# Source data

## Start

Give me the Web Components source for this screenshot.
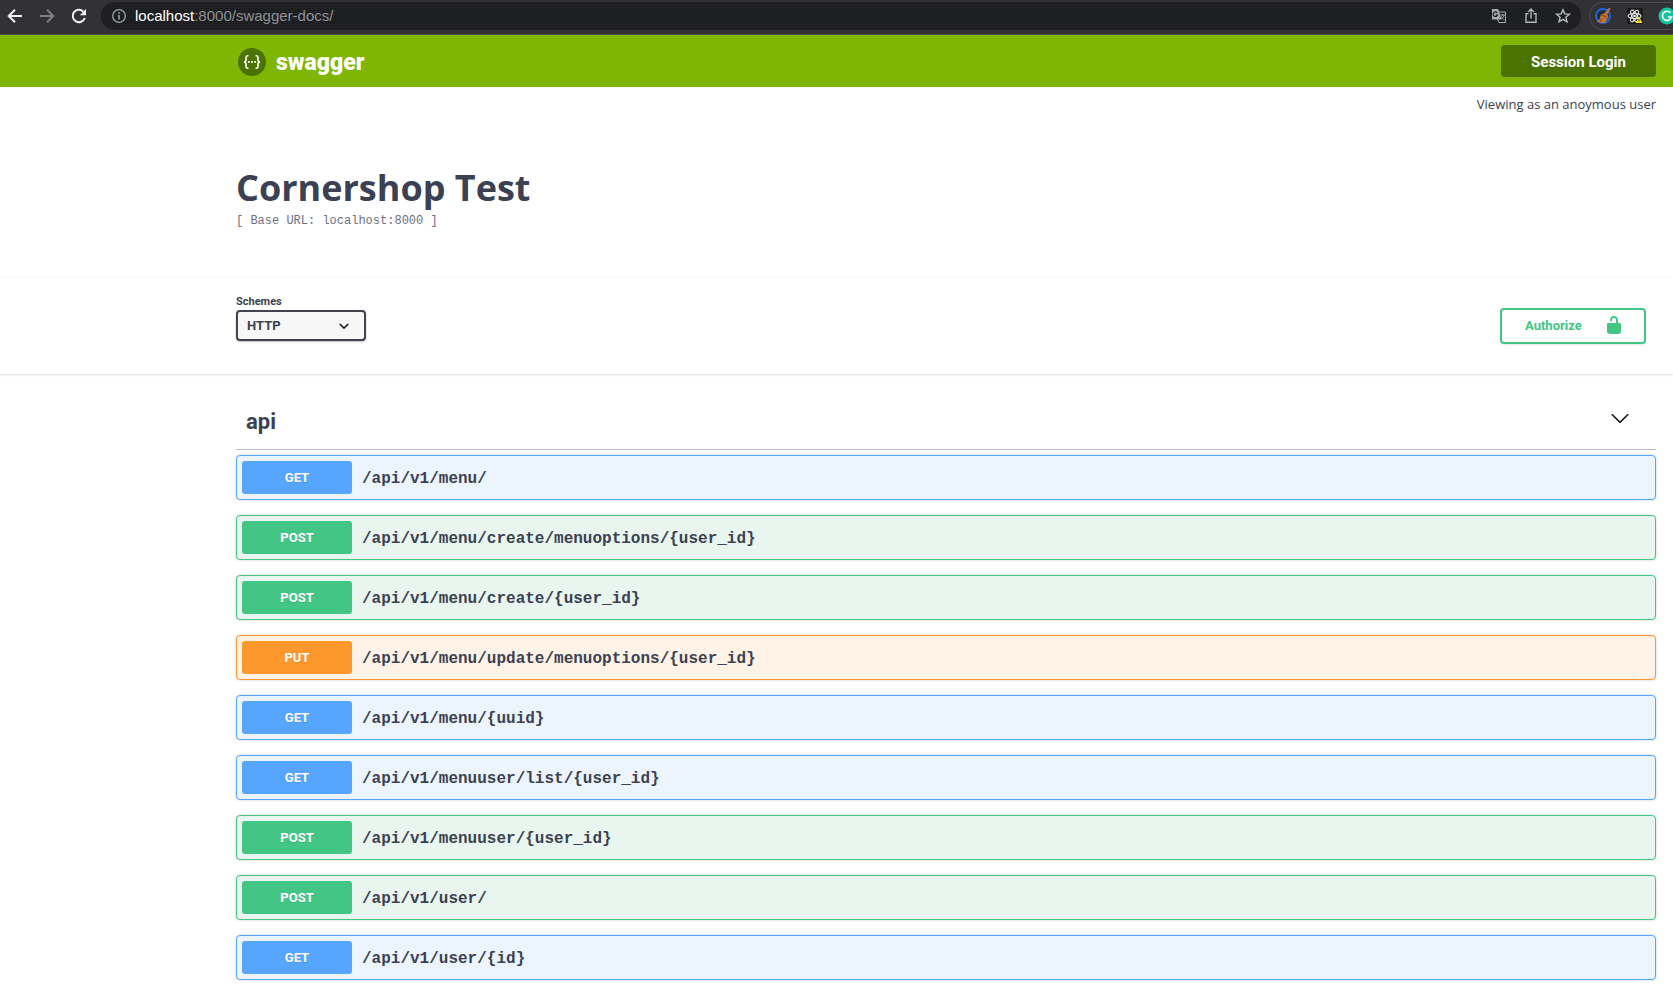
<!DOCTYPE html>
<html lang="en">
<head>
<meta charset="utf-8">
<title>Cornershop Test</title>
<style>
body { margin: 0; background: #fff; color: #3b4151; font-family: "Open Sans", sans-serif; }
</style>
</head>
<body>
<api-page></api-page>
<script>
const define = (name, html, setup) => {
  const template = document.createElement('template');
  template.innerHTML = html;
  customElements.define(name, class extends HTMLElement {
    connectedCallback() {
      if (this.shadowRoot) return;
      const root = this.attachShadow({ mode: 'open' });
      root.append(template.content.cloneNode(true));
      if (setup) setup(this, root);
    }
  });
};

define('browser-bar', `
<style>
:host { display: flex; align-items: center; box-sizing: border-box; height: 35px; padding: 0 0 3px 6px; gap: 8px; background: #323136; border-bottom: 1px solid #4b4b4e; overflow: hidden; }
button { display: block; border: 0; padding: 0; background: none; flex: none; }
svg { display: block; }
nav { display: flex; gap: 14px; padding-right: 5px; }
form { display: flex; align-items: center; flex: 1; min-width: 0; box-sizing: border-box; height: 28px; margin: 0; padding: 0 9px 0 10px; border-radius: 14px; background: #1e1f23; }
.url { flex: 1; min-width: 0; margin-left: 8px; font: 15px/20px "Liberation Sans", sans-serif; color: #8e9093; white-space: nowrap; }
b { font-weight: 400; color: #fff; }
.tools { display: flex; gap: 14px; }
.ext { display: flex; align-items: center; flex: none; box-sizing: border-box; width: 84px; height: 28px; padding-left: 4px; gap: 14px; border: 1px solid #4c4b50; border-right: 0; border-radius: 14px 0 0 14px; overflow: hidden; }
</style>
<nav aria-label="History">
  <button aria-label="Back"><svg width="18" height="18" viewBox="0 0 18 18" fill="none" stroke="#f1f2f3" stroke-width="2"><path d="M16 9H3M9 2.7 2.7 9 9 15.3"/></svg></button>
  <button aria-label="Forward"><svg width="18" height="18" viewBox="0 0 18 18" fill="none" stroke="#808084" stroke-width="2"><path d="M2 9h13M9 2.7 15.3 9 9 15.3"/></svg></button>
  <button aria-label="Reload"><svg width="18" height="18" viewBox="0 0 18 18"><path fill="none" stroke="#f1f2f3" stroke-width="2" d="M14.8 11A6.2 6.2 0 1 1 13.4 4.6"/><path fill="#f1f2f3" d="M16 2v6.2H9.8z"/></svg></button>
</nav>
<form>
  <button type="button" aria-label="Site information"><svg width="16" height="16" viewBox="0 0 16 16" fill="none" stroke="#a0a2a5"><circle cx="8" cy="8" r="6.3" stroke-width="1.3"/><path stroke-width="1.6" d="M8 7v4.5M8 4.2v1.6"/></svg></button>
  <div class="url"><b>localhost</b>:8000/swagger-docs/</div>
  <div class="tools">
    <button type="button" aria-label="Translate"><svg width="18" height="18" viewBox="0 0 18 18"><path fill="none" stroke="#a9aaad" d="M8 5h7.500v10.500H9L7.500 12"/><path fill="#a9aaad" d="M2 2h6.200l3.300 10.500H2z"/><path fill="none" stroke="#1e1f23" stroke-width="1.200" d="M7.300 5.800A2.300 2.300 0 1 0 7.600 8H5.600"/><path fill="none" stroke="#a9aaad" d="M10.300 8h4.500M12.500 7v1M14 8c-.3 2-1.300 3-2.600 4M11.400 9.500c.7 1.700 1.600 2.800 3 3.500"/></svg></button>
    <button type="button" aria-label="Share"><svg width="18" height="18" viewBox="0 0 18 18" fill="none" stroke="#b4b5b8" stroke-width="1.400"><path d="M6.500 6.700H4v8.600h10V6.700h-2.500M9 11.500V2.300M6 5l3-3 3 3"/></svg></button>
    <button type="button" aria-label="Bookmark"><svg width="18" height="18" viewBox="0 0 18 18" fill="none" stroke="#b9babc" stroke-width="1.400"><path d="m9 2.700 1.800 4.200 4.600.4-3.500 3 1.100 4.500-4-2.400-4 2.400 1.100-4.500-3.500-3 4.600-.4z"/></svg></button>
  </div>
</form>
<div class="ext">
  <button aria-label="Clear cache"><svg width="18" height="18" viewBox="0 0 18 18"><circle cx="9" cy="9" r="7" fill="#252a34" stroke="#1769df" stroke-width="2"/><path fill="#c37135" d="m15 .8 1.600 1-3.300 5.400 1.200 2.500-3.200 6.100c-3 .6-6.300-.1-8.300-1.600l2.500-2L7 7.200l3.500-.9z"/><path stroke="#75421f" fill="none" d="m7 7.500 6 3M6 15l2-3.500"/></svg></button>
  <button aria-label="React tools"><svg width="18" height="18" viewBox="0 0 18 18"><path fill="#1d1d1e" d="M1 1h16v16H1z"/><g fill="none" stroke="#e9e9e9" stroke-width="1.100"><ellipse cx="8.500" cy="9" rx="6.500" ry="2.500"/><ellipse cx="8.500" cy="9" rx="6.500" ry="2.500" transform="rotate(60 8.500 9)"/><ellipse cx="8.500" cy="9" rx="6.500" ry="2.500" transform="rotate(120 8.500 9)"/></g><circle cx="8.500" cy="9" r="1.300" fill="#fff"/><path fill="#f4df35" d="m13 9.500 3.500 6.500h-7z"/><path stroke="#4f4a1b" d="M13 12v2.500"/></svg></button>
  <button aria-label="Grammar"><svg width="18" height="18" viewBox="0 0 18 18"><circle cx="9" cy="9" r="8.500" fill="#15c39a"/><path fill="none" stroke="#fff" stroke-width="1.700" d="M12.500 5.800A4.600 4.600 0 1 0 13.500 10H10"/></svg></button>
</div>`);

define('top-bar', `
<style>
:host { display: flex; align-items: center; justify-content: space-between; box-sizing: border-box; height: 52px; padding: 0 17px 0 238px; background: #7fb606; }
a { display: flex; align-items: center; gap: 10px; margin-top: 2px; color: #fff; text-decoration: none; font: 900 23px/28px Roboto, sans-serif; }
svg { display: block; }
span { padding-top: 2px; }
button { box-sizing: border-box; width: 155px; height: 32px; padding: 1px 0 0; border: 0; border-radius: 4px; background: #4a7302; color: #fff; font: 700 15px/20px Roboto, sans-serif; }
</style>
<a href="#"><svg width="28" height="28" viewBox="0 0 28 28"><circle cx="14" cy="14" r="14" fill="#4a7302"/><path fill="none" stroke="#fff" stroke-width="1.600" d="M10.500 7.800H9.600c-1.200 0-1.600.6-1.600 1.700v2.300c0 1.300-.6 2-2 2.200 1.400.2 2 .9 2 2.200v2.300c0 1.100.4 1.700 1.600 1.700h.9M17.500 7.800h.9c1.200 0 1.600.6 1.600 1.700v2.300c0 1.300.6 2 2 2.200-1.400.2-2 .9-2 2.200v2.300c0 1.100-.4 1.700-1.600 1.700h-.9"/><g fill="#fff"><circle cx="10.800" cy="14" r="1.100"/><circle cx="14" cy="14" r="1.100"/><circle cx="17.200" cy="14" r="1.100"/></g></svg><span>swagger</span></a>
<button>Session Login</button>`);

define('api-info', `
<style>
:host { display: block; padding: 8px 17px 46px 236px; }
p { margin: 0; text-align: right; font-size: 13px; line-height: 18px; }
h1 { margin: 53px 0 1px; font-size: 36px; line-height: 44px; font-weight: 700; }
pre { margin: 0; font: 12px/20px "Liberation Mono", monospace; color: #6b7080; }
</style>
<p>Viewing as an anoymous user</p>
<h1>Cornershop Test</h1>
<pre>[ Base URL: localhost:8000 ]</pre>`);

define('scheme-bar', `
<style>
:host { display: flex; align-items: flex-end; justify-content: space-between; padding: 17px 27px 30px 236px; border-top: 1px solid #f8f8f8; box-shadow: 0 1px 2px rgba(0,0,0,.15); }
.field { display: flex; flex-direction: column; gap: 1px; margin-bottom: 3px; font-family: Roboto, sans-serif; }
label { font-size: 11px; line-height: 14px; font-weight: 700; }
.box { display: grid; align-items: center; }
.box > * { grid-area: 1 / 1; }
select { appearance: none; box-sizing: border-box; width: 130px; height: 31px; margin: 0; padding: 0 30px 0 9px; border: 2px solid #41444e; border-radius: 4px; background: #f7f7f7; box-shadow: 0 1px 2px rgba(0,0,0,.25); color: #3b4151; font: 700 13px/20px Roboto, sans-serif; }
.box svg { justify-self: end; margin-right: 12px; pointer-events: none; }
button { display: flex; align-items: center; justify-content: space-between; box-sizing: border-box; width: 146px; height: 36px; padding: 0 20px 0 23px; border: 2px solid #43c586; border-radius: 4px; background: #fff; box-shadow: 0 1px 2px rgba(0,0,0,.1); color: #43c586; font: 700 13px/20px Roboto, sans-serif; }
svg { display: block; }
button svg { margin-bottom: 2px; }
</style>
<div class="field"><label for="schemes">Schemes</label>
<div class="box"><select id="schemes"><option>HTTP</option></select>
<svg width="20" height="20" viewBox="0 0 20 20"><path fill="#111" d="M13.418 7.859a.695.695 0 0 1 .978 0 .68.68 0 0 1 0 .969l-3.908 3.830a.697.697 0 0 1-.979 0l-3.908-3.830a.68.68 0 0 1 0-.969.695.695 0 0 1 .978 0L10 11l3.418-3.141z"/></svg></div></div>
<button><span>Authorize</span><svg width="20" height="20" viewBox="0 0 20 20"><path fill="#43c586" d="M15.800 8H14V5.600C14 2.703 12.665 1 10 1 7.334 1 6 2.703 6 5.600V6h2v-.801C8 3.754 8.797 3 10 3c1.203 0 2 .754 2 2.199V8H4c-.553 0-1 .646-1 1.199V17c0 .549.428 1.139.951 1.307l1.197.387C5.672 18.861 6.550 19 7.100 19h5.800c.549 0 1.428-.139 1.951-.307l1.196-.387c.524-.167.953-.757.953-1.306V9.199C17 8.646 16.352 8 15.800 8z"/></svg></button>`);

define('tag-section', `
<style>
:host { display: block; padding: 20px 17px 14px 236px; }
header { display: flex; align-items: center; justify-content: space-between; box-sizing: border-box; height: 56px; margin-bottom: 5px; padding: 0 26px 0 10px; border-bottom: 1px solid #b9bbc0; }
h2 { margin: 0; font: 700 22px/28px Roboto, sans-serif; }
button { border: 0; padding: 0 0 8px; background: none; }
svg { display: block; }
.list { display: flex; flex-direction: column; gap: 15px; }
</style>
<header><h2></h2><button aria-label="Collapse operations"><svg width="20" height="20" viewBox="0 0 20 20"><path fill="#111" d="M17.418 6.109c.272-.268.709-.268.979 0s.271.701 0 .969l-7.908 7.830c-.270.268-.707.268-.979 0l-7.908-7.830c-.270-.268-.270-.701 0-.969.271-.268.709-.268.979 0L10 13.250l7.418-7.141z"/></svg></button></header>
<div class="list"><slot></slot></div>`, (host, root) => {
  root.querySelector('h2').textContent = host.getAttribute('name');
});

define('api-operation', `
<style>
:host { display: block; --tone: #56a5fe; --tint: #ecf4fe; }
:host([method="POST"]) { --tone: #43c586; --tint: #e8f6ef; }
:host([method="PUT"]) { --tone: #fd982c; --tint: #fff2e6; }
button { display: flex; align-items: center; gap: 10px; box-sizing: border-box; width: 100%; height: 45px; padding: 0 5px; border: 1px solid var(--tone); border-radius: 4px; background: var(--tint); box-shadow: 0 0 3px rgba(0,0,0,.19); color: #3b4151; text-align: left; }
.method { flex: none; width: 110px; border-radius: 3px; background: var(--tone); color: #fff; text-align: center; text-shadow: 0 1px 0 rgba(0,0,0,.1); font: 700 13px/33px Roboto, sans-serif; }
.path { min-width: 0; padding-top: 3px; font: 600 16px/20px "Liberation Mono", monospace; }
</style>
<button><span class="method"></span><span class="path"><slot></slot></span></button>`, (host, root) => {
  root.querySelector('.method').textContent = host.getAttribute('method');
});

define('api-page', `
<style>:host { display: block; }</style>
<browser-bar></browser-bar>
<top-bar></top-bar>
<main>
<api-info></api-info>
<scheme-bar></scheme-bar>
<tag-section name="api">
<api-operation method="GET">/api/v1/menu/</api-operation>
<api-operation method="POST">/api/v1/menu/create/menuoptions/{user_id}</api-operation>
<api-operation method="POST">/api/v1/menu/create/{user_id}</api-operation>
<api-operation method="PUT">/api/v1/menu/update/menuoptions/{user_id}</api-operation>
<api-operation method="GET">/api/v1/menu/{uuid}</api-operation>
<api-operation method="GET">/api/v1/menuuser/list/{user_id}</api-operation>
<api-operation method="POST">/api/v1/menuuser/{user_id}</api-operation>
<api-operation method="POST">/api/v1/user/</api-operation>
<api-operation method="GET">/api/v1/user/{id}</api-operation>
</tag-section>
</main>`);
</script>
</body>
</html>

## End

# What you have to do
Each line containing the word "this" counts once; say how many such lines there are, giving only the number.

# Answer for the task
4